Najprawdopodobniej milicja uprzedziła już dyrekcję szpitala, że mimo złej pogody jednak przybyliśmy, gdyż przed wejściem czekała już na nas cała delegacja: pani dyrektor szpitala, lekarki, kilka kobiet - jak można było się domyślić, przyjaciółek dyrektorki - oraz pracownicy ochrony, których w swojej wyobraźni uznałem natychmiast za członków KGB, wszyscy bardzo zatroskani o to, byśmy mieli wrażenie, że na nasz przyjazd wszystko zostało przygotowane.

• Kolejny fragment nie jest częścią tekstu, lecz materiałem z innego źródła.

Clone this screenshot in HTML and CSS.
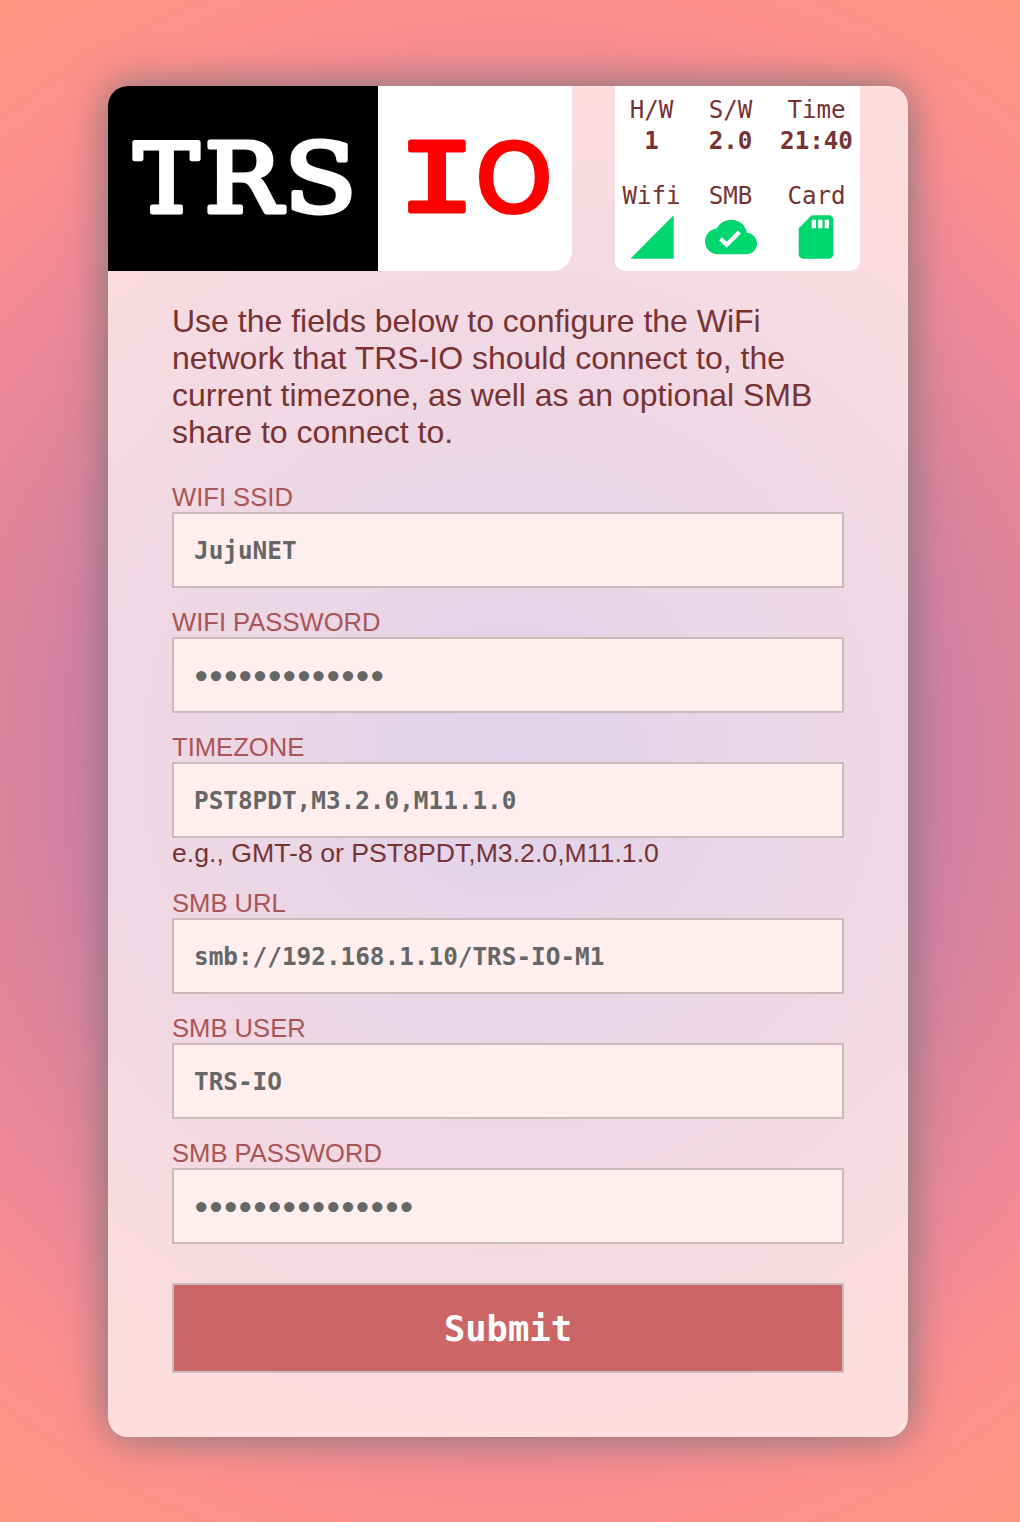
FILE: index.html
```html
<!DOCTYPE html>
<html lang="en">
<head>
<meta charset="utf-8">
<title>TRS-IO</title>
<link rel="stylesheet" href="styles.css">
</head>
<body>
<main class="panel">
  <header class="header">
    <div class="logo">
      <div class="logo-trs">
        <svg width="270" height="185" viewBox="0 0 270 185">
          <g class="logo-slab">
            <text transform="translate(58.5 125.5)" textLength="65" lengthAdjust="spacingAndGlyphs">T</text>
            <text transform="translate(135 125.5)" textLength="77" lengthAdjust="spacingAndGlyphs">R</text>
            <text transform="translate(212.5 126)" textLength="72" lengthAdjust="spacingAndGlyphs">S</text>
          </g>
        </svg>
      </div>
      <div class="logo-io">
        <svg width="194" height="185" viewBox="0 0 194 185">
          <text class="logo-i" transform="translate(59 125)" textLength="77" lengthAdjust="spacingAndGlyphs">I</text>
          <text class="logo-o" transform="translate(136 125.5)" textLength="77" lengthAdjust="spacingAndGlyphs">O</text>
        </svg>
      </div>
    </div>
    <div class="status">
      <div class="stat"><span>H/W</span><b>1</b></div>
      <div class="stat"><span>S/W</span><b>2.0</b></div>
      <div class="stat"><span>Time</span><b>21:40</b></div>
      <div class="stat"><span>Wifi</span><svg class="icon" viewBox="0 0 24 24"><path d="M2 22h20V2z"/></svg></div>
      <div class="stat"><span>SMB</span><svg class="icon" viewBox="0 0 24 24"><path d="M19.35 10.04A7.49 7.49 0 0 0 12 4C9.11 4 6.6 5.64 5.35 8.04A5.994 5.994 0 0 0 0 14c0 3.31 2.69 6 6 6h13c2.76 0 5-2.24 5-5 0-2.64-2.05-4.78-4.65-4.96zM10 17l-3.5-3.5 1.41-1.41L10 14.17 15.18 9l1.41 1.41L10 17z"/></svg></div>
      <div class="stat"><span>Card</span><svg class="icon icon-card" viewBox="0 0 24 24"><path d="M18 2h-8L4.02 8 4 20c0 1.1.9 2 2 2h12c1.1 0 2-.9 2-2V4c0-1.1-.9-2-2-2zm-6 6h-2V4h2v4zm3 0h-2V4h2v4zm3 0h-2V4h2v4z"/></svg></div>
    </div>
  </header>
  <form class="form">
    <p class="intro">Use the fields below to configure the WiFi network that TRS-IO should connect to, the current timezone, as well as an optional SMB share to connect to.</p>
    <div class="field"><label for="ssid">WIFI SSID</label><input id="ssid" type="text" value="JujuNET"></div>
    <div class="field"><label for="passwd">WIFI PASSWORD</label><input id="passwd" type="text" class="secret" value="•••••••••••••"></div>
    <div class="field"><label for="tz">TIMEZONE</label><input id="tz" type="text" value="PST8PDT,M3.2.0,M11.1.0"><div class="hint">e.g., GMT-8 or PST8PDT,M3.2.0,M11.1.0</div></div>
    <div class="field"><label for="url">SMB URL</label><input id="url" type="text" value="smb://192.168.1.10/TRS-IO-M1"></div>
    <div class="field"><label for="user">SMB USER</label><input id="user" type="text" value="TRS-IO"></div>
    <div class="field"><label for="smbpw">SMB PASSWORD</label><input id="smbpw" type="text" class="secret" value="•••••••••••••••"></div>
    <button class="submit" type="button">Submit</button>
  </form>
</main>
</body>
</html>
```
FILE: styles.css
```css
* { box-sizing: border-box; }
body {
  margin: 0;
  min-height: 1522px;
  padding: 86px 0 85px 108px;
  font-family: "Liberation Sans", Arial, sans-serif;
  color: #733;
  background: radial-gradient(circle at 50% 50%, #966bbb 0%, #ff8e8e 84%, #ff9580 100%);
}
.panel {
  width: 800px;
  height: 1351px;
  border-radius: 20px;
  overflow: hidden;
  background: rgba(255, 255, 255, .7);
  box-shadow: 0 0 40px #777;
}
.header { display: flex; height: 185px; }
.logo { display: flex; width: 464px; border-radius: 0 0 20px 0; overflow: hidden; }
.logo-trs { width: 270px; background: #000; }
.logo-io { width: 194px; background: #fff; }
.logo svg { display: block; }
.logo text { text-anchor: middle; stroke-linejoin: round; }
.logo-slab { font: 95px "DejaVu Serif", serif; fill: #fff; stroke: #fff; stroke-width: 5px; }
.logo-i { font: 104px "Liberation Mono", monospace; fill: #f00; stroke: #f00; stroke-width: 5px; }
.logo-o { font: 95px "DejaVu Sans", sans-serif; fill: #f00; stroke: #f00; stroke-width: 4px; }
.status {
  display: grid;
  grid-template-columns: 73px 85px 87px;
  grid-template-rows: 86px 99px;
  width: 245px;
  margin-left: 43px;
  background: #fff;
  border-radius: 0 0 10px 10px;
  font: 24.2px/31px "DejaVu Sans Mono", monospace;
}
.stat { display: flex; flex-direction: column; align-items: center; padding-top: 9px; }
.icon { width: 52px; height: 52px; margin-top: -1px; fill: #00d66f; }
.icon-card { margin-right: 2px; }
.form { padding: 32px 64px 0; }
.intro { margin: 0 0 30px; font-size: 32px; line-height: 37px; }
.field { margin-bottom: 18px; }
label { display: block; height: 31px; font-size: 25.6px; line-height: 33px; color: #a55; }
input {
  display: block;
  width: 672px;
  height: 76px;
  padding: 1px 20px 0;
  border: 2px solid #cbb;
  border-radius: 0;
  background: #fee;
  color: #666;
  font: bold 24.35px "DejaVu Sans Mono", monospace;
}
.secret { padding: 3px 18.6px 0; font-size: 29px; letter-spacing: -2.8px; }
.hint { height: 31px; font-size: 26.67px; line-height: 31px; }
.submit {
  display: block;
  width: 672px;
  height: 90px;
  margin-top: 39px;
  padding: 0;
  border: 2px solid #cbb;
  background: #c66;
  color: #fff;
  font: bold 35.5px "DejaVu Sans Mono", monospace;
}
```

Ledwie pokazano nam naszą kwaterę, Matka Teresa, wesoło żartując, ale jednocześnie nie tracąc z oczu swych priorytetów, zajęła się jej urządzaniem. Wielu pomieszczeń nie otrzymaliśmy. Szpital, jak już wspomniałem, przeznaczony był pierwotnie dla stu dwudziestu pacjentów, a teraz, po trzęsieniu ziemi, przebywało w nim sześćset dzieci - niektóre z nich w ciężkim stanie. Część z nich leżała na korytarzach i klatkach schodowych.
Czterem siostrom, które przyjechały z Matką Teresą, oddano do dyspozycji dwa pokoje. W jednym z nich, nie zastanawiając się ani chwili, Matka Teresa zaczęła urządzać kaplicę, wypakowując przywieziony przez nas krzyż i małe przenośne tabernakulum. Po kilku minutach na ścianie wisiał już krzyż z napisem „I thirst” („Pragnę”), u jego stóp stał pełniący funkcję ołtarza stół, a na podłodze leżała rozwinięta mata. I tak można było już zacząć pierwszą nocną modlitwę dziękczynną.

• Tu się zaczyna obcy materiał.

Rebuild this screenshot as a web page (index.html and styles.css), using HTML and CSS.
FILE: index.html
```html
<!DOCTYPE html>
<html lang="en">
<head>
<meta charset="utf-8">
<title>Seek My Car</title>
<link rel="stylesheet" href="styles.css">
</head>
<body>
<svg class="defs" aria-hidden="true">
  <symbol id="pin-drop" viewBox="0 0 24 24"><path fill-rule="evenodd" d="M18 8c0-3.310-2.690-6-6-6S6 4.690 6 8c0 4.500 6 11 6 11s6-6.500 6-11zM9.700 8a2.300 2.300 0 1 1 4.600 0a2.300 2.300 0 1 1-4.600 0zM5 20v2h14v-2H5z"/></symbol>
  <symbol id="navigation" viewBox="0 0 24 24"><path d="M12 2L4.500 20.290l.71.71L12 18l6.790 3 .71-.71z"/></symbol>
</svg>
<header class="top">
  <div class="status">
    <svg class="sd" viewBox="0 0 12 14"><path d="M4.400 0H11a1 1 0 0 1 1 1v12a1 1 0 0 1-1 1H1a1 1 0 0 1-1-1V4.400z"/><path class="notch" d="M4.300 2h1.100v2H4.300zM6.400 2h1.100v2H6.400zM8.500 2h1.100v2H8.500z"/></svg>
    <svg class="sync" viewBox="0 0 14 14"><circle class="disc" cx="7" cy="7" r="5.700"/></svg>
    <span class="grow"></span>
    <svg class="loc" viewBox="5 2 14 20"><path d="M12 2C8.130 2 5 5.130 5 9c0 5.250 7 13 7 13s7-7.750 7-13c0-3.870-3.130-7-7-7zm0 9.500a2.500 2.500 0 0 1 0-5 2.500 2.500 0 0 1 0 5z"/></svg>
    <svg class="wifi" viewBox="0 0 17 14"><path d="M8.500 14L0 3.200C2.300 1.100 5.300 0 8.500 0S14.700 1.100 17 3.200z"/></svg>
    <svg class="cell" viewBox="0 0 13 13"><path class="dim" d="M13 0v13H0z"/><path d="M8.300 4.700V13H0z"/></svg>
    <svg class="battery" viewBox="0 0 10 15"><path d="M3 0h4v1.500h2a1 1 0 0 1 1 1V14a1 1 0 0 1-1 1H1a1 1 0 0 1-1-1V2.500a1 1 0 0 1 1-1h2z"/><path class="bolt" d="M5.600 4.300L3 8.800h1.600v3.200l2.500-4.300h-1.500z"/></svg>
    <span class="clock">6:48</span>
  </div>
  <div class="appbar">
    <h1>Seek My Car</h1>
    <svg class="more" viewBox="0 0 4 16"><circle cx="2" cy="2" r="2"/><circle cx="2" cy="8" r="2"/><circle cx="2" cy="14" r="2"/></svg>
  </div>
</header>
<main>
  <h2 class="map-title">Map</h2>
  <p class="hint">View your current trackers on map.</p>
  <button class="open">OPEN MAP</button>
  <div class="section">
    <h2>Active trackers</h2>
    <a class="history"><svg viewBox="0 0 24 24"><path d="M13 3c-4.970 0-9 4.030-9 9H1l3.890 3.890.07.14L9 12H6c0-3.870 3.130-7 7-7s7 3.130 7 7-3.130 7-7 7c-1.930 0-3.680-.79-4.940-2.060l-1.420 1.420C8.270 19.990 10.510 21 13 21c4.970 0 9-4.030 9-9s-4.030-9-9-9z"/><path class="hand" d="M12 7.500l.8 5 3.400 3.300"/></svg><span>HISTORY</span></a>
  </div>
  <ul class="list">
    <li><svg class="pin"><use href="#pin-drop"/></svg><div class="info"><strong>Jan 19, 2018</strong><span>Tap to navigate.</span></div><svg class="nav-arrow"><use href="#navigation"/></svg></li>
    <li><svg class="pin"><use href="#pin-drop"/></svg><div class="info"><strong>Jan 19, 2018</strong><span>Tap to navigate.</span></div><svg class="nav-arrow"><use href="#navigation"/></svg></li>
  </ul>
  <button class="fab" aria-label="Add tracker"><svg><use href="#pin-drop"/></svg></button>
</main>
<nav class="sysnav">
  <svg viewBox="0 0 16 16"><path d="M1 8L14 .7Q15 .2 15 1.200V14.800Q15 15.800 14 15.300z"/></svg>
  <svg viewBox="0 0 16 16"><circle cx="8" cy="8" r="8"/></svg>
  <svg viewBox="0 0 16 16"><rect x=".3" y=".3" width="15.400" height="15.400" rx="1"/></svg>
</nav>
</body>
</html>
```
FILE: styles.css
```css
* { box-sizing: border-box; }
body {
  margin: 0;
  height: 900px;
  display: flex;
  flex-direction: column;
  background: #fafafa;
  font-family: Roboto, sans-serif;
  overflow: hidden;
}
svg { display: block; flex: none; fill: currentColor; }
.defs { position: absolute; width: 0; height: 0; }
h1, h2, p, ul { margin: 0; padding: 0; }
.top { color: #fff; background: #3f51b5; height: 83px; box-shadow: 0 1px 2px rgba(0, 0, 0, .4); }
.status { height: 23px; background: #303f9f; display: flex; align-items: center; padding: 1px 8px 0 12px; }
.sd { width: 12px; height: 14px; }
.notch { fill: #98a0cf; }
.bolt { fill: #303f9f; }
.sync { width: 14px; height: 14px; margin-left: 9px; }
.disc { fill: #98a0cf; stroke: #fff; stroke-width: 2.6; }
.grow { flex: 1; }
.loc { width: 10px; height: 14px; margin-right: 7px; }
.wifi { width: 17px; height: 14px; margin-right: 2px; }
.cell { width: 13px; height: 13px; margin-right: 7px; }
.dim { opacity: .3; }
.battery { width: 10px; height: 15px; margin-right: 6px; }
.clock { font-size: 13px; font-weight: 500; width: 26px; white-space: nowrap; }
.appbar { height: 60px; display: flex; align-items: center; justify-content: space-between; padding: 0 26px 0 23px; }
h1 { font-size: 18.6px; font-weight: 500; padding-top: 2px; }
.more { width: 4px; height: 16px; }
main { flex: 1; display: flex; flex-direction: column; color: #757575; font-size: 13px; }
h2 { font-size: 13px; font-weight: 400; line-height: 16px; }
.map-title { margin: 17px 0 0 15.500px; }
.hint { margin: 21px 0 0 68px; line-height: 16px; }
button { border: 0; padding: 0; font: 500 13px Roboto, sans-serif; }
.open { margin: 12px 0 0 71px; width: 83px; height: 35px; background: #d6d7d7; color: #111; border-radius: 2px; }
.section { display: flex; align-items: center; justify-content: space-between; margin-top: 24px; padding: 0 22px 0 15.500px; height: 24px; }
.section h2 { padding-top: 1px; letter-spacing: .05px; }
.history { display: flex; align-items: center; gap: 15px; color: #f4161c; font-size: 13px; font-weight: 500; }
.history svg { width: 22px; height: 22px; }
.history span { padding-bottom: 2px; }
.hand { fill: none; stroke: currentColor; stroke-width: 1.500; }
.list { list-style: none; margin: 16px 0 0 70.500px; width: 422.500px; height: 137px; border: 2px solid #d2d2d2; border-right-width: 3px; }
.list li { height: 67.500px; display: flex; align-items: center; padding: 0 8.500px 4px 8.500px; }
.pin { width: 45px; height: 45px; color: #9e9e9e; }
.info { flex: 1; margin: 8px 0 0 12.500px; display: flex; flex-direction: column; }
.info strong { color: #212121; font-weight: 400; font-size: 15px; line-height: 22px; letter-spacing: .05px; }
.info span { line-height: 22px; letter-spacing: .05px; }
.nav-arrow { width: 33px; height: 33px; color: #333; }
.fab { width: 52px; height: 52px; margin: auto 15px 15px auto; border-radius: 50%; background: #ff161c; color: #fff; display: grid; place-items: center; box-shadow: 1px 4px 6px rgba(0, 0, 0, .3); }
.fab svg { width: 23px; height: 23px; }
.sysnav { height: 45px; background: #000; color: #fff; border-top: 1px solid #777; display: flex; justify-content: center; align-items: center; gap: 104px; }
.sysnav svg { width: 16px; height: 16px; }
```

W innej części tej samej kondygnacji Matka Teresa przydzieliła mi wyposażoną w świetlik w suficie komórkę o powierzchni siedmiu metrów kwadratowych. Musiałem wyglądać na zaskoczonego, a nawet na przerażonego, bo Matka Teresa, która obejrzała już ciemną klitkę, stwierdziła: „Ojcze, teraz jesteś prawdziwym misjonarzem!” W jej słowach pobrzmiewała wyraźna nutka satysfakcji.
Następnie ze swej połatanej w wielu miejscach „torby obfitości” wyciągnęła woreczek suszonych śliwek, mówiąc: „Good night!” i tak oto z suszoną śliwką w ręku zostałem sam w pokoiku, który w dużej mierze wypełniało łóżko, to znaczy drewniana rama, na której ułożono dwa zszyte z sobą, pełniące funkcję materaca worki ze słomą.
Co zresztą miałem zmieścić w tym pokoju? I tak nie przywiozłem z sobą niczego, zupełnie niczego z wyjątkiem ubrań, które miałem na sobie. Mój bagaż zaginął już w drodze do Moskwy i nie udało się go odnaleźć. Pocieszałem się myślą, że jest to kwatera tylko na jedną noc.
Moja przygoda w Armenii rozpoczęła się. W ten osobliwy świąteczny wieczór w dalekim Erewaniu pochłonąłem mój „obfity” posiłek - śliwkę, którą poczęstowała mnie Matka Teresa. Po jej zjedzeniu chciałem wyrzucić pestkę. Ale - stop! Niczego nie marnować! Może pestka do czegoś się jeszcze przyda? I tak też się stało - przez kolejne dwa tygodnie wobec braku alternatywy służyła mi ona za szczoteczkę do zębów.
Wyczerpany przespałem kilka godzin, które pozostawały nam do Mszy porannej. Nie spałbym z pewnością tak dobrze, gdybym zdawał sobie sprawę, że „komórka sypialna ze świetlikiem” okaże się nie rozwiązaniem awaryjnym na jedną noc, lecz mieszkaniem, w którym miałem spędzić najbliższe sześć miesięcy.